How to use goclone for site-search ?
anborg opened this issue · 1 comments
anborg commented
How can I use goclone to extract content of internal-websites? I can put it in a struct like below, and then inject the json to elasic to for building site search functionality.
P.S: I'm new to golang. :)
/**
Plan : Import this struct in a crawling program, extract just text content no images/js, index for sitesearch.
**/
type WebPage struct {
Id string `json:"id"` // some id string or number
Url string `json:"url"` // URL of the page to index
Title string `json:"title"` // Title of the page
Content string `json:"content"` // Page content //TODO remove javascript, try to extract only core content
Time time.Time `json:"time"` // TODO timestamp of page creation time
}
func (document *WebPage) Print() {
// enc := json.NewEncoder(os.Stdout)
// enc.SetIndent("", " ")
// document.Content = ""
// enc.Encode(document)
println(fmt.Sprintf("page: {\n title: %s, \n url : %s, \n content:%s, \n time:%s \n}", document.Title, document.Url, "-redacted-", document.Time))
}
imthaghost commented
Hey there!
So to begin Goclone is a CLI tool for copying/mirroring sites via a given URL or Domain.

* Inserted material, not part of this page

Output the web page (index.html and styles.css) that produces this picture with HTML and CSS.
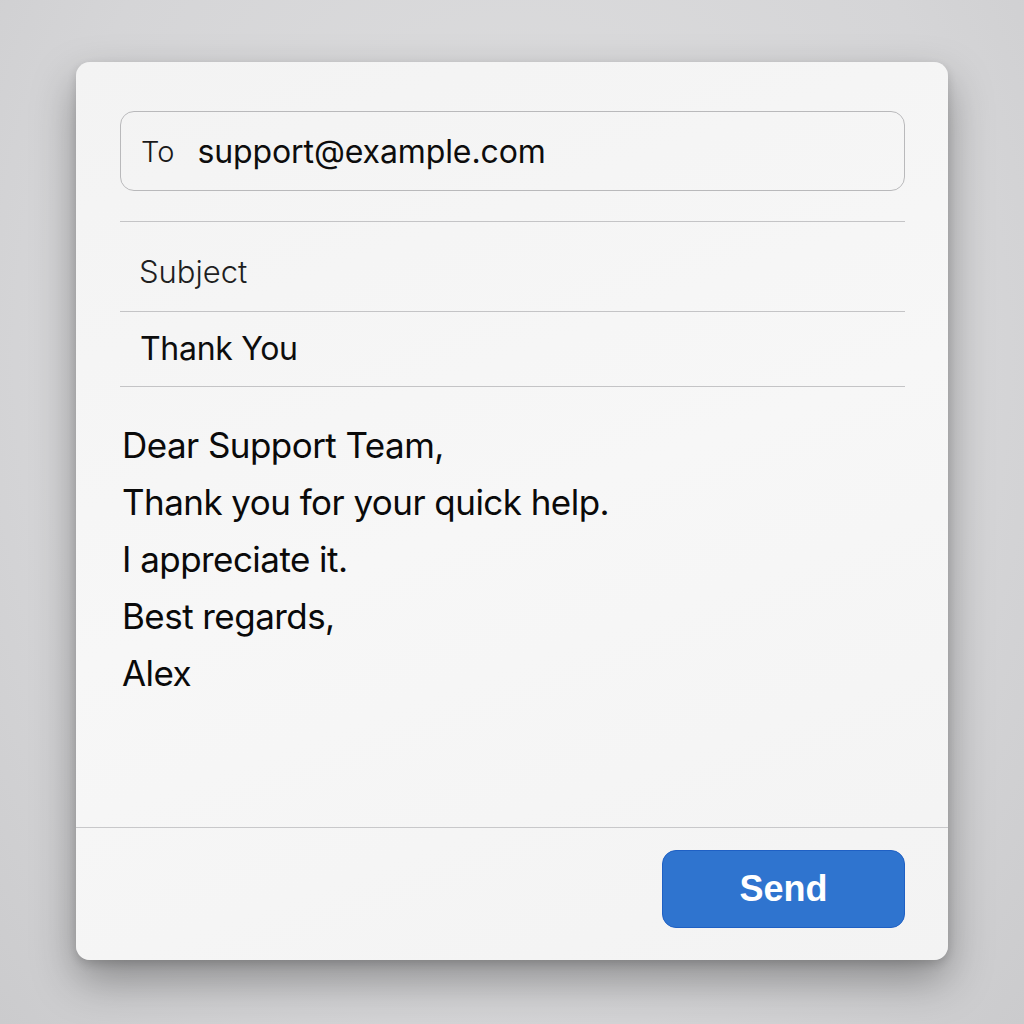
FILE: index.html
```html
<!DOCTYPE html>
<html>
<head>
<meta charset="utf-8">
<link rel="stylesheet" href="styles.css">
</head>
<body>
<div class="card">
  <div class="content">
    <div class="to-field">
      <span class="to-label">To</span>
      <span class="to-value">support@example.com</span>
    </div>
    <div class="row subject-label">Subject</div>
    <div class="row subject-value">Thank You</div>
    <div class="body-text">
      <p>Dear Support Team,</p>
      <p>Thank you for your quick help.</p>
      <p>I appreciate it.</p>
      <p>Best regards,</p>
      <p>Alex</p>
    </div>
  </div>
  <div class="footer">
    <button class="send">Send</button>
  </div>
</div>
</body>
</html>
```
FILE: styles.css
```css
html, body {
  margin: 0;
  padding: 0;
}
body {
  width: 1024px;
  height: 1024px;
  background: radial-gradient(ellipse at 50% 35%, #dededf 0%, #d5d5d7 65%, #cbcbcd 100%);
  font-family: Inter, "Liberation Sans", sans-serif;
  color: #111;
  padding-top: 62px;
  box-sizing: border-box;
  overflow: hidden;
}
.card {
  margin-left: 76px;
  width: 872px;
  height: 898px;
  background: linear-gradient(160deg, #f3f3f3 0%, #f7f7f7 50%, #f3f3f3 100%);
  border-radius: 14px;
  box-shadow: 0 20px 44px rgba(0,0,0,0.34), 0 4px 10px rgba(0,0,0,0.14);
  display: flex;
  flex-direction: column;
  overflow: hidden;
}
.content {
  flex: 1;
  padding: 49px 43px 0 44px;
}
.to-field {
  border: 1px solid #b9b9bb;
  border-radius: 14px;
  display: flex;
  align-items: center;
  padding-left: 20px;
  box-sizing: border-box;
  height: 80px;
}
.to-label {
  font-size: 29px;
  font-weight: 300;
  color: #1a1a1a;
  margin-right: 23px;
}
.to-value {
  font-size: 32px;
  letter-spacing: -0.1px;
  color: #0d0d0d;
}
.row {
  border-bottom: 1px solid #c4c4c6;
  padding-left: 20px;
  display: flex;
  align-items: center;
  box-sizing: border-box;
}
.subject-label {
  margin-top: 30px;
  border-top: 1px solid #c4c4c6;
  height: 91px;
  font-size: 31px;
  font-weight: 300;
  color: #1f1f1f;
  padding-left: 19px;
  padding-top: 9px;
}
.subject-value {
  height: 75px;
  font-size: 32px;
  letter-spacing: -0.3px;
  color: #0d0d0d;
  padding-bottom: 2px;
}
.body-text {
  padding-top: 30px;
  padding-left: 2px;
}
.body-text p {
  margin: 0;
  font-size: 35px;
  line-height: 57px;
  color: #0a0a0a;
  letter-spacing: -0.55px;
}
.footer {
  height: 133px;
  border-top: 1px solid #c8c8ca;
  display: flex;
  justify-content: flex-end;
  align-items: flex-start;
  padding: 22px 43px 0 0;
  box-sizing: border-box;
}
.send {
  width: 243px;
  height: 78px;
  background: #2f74cf;
  border: 1px solid #1f60c4;
  border-radius: 14px;
  color: #fff;
  font-family: "Liberation Sans", Arial, sans-serif;
  font-size: 36px;
  font-weight: 700;
  padding: 0;
}
```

If you would like to extract specific data from a web page and utilize that data for some task, I would recommend looking into writing a webscraper. A great webscraping tool that I used in this project is Colly. Quick Colly example:
func main() {
c := colly.NewCollector()
// Find and visit all links
c.OnHTML("a[href]", func(e *colly.HTMLElement) {
e.Request.Visit(e.Attr("href"))
})
c.OnRequest(func(r *colly.Request) {
fmt.Println("Visiting", r.URL)
})
c.Visit("http://go-colly.org/")
}
Some other great examples of building a webscraper can be found here! I hope this answers your question :)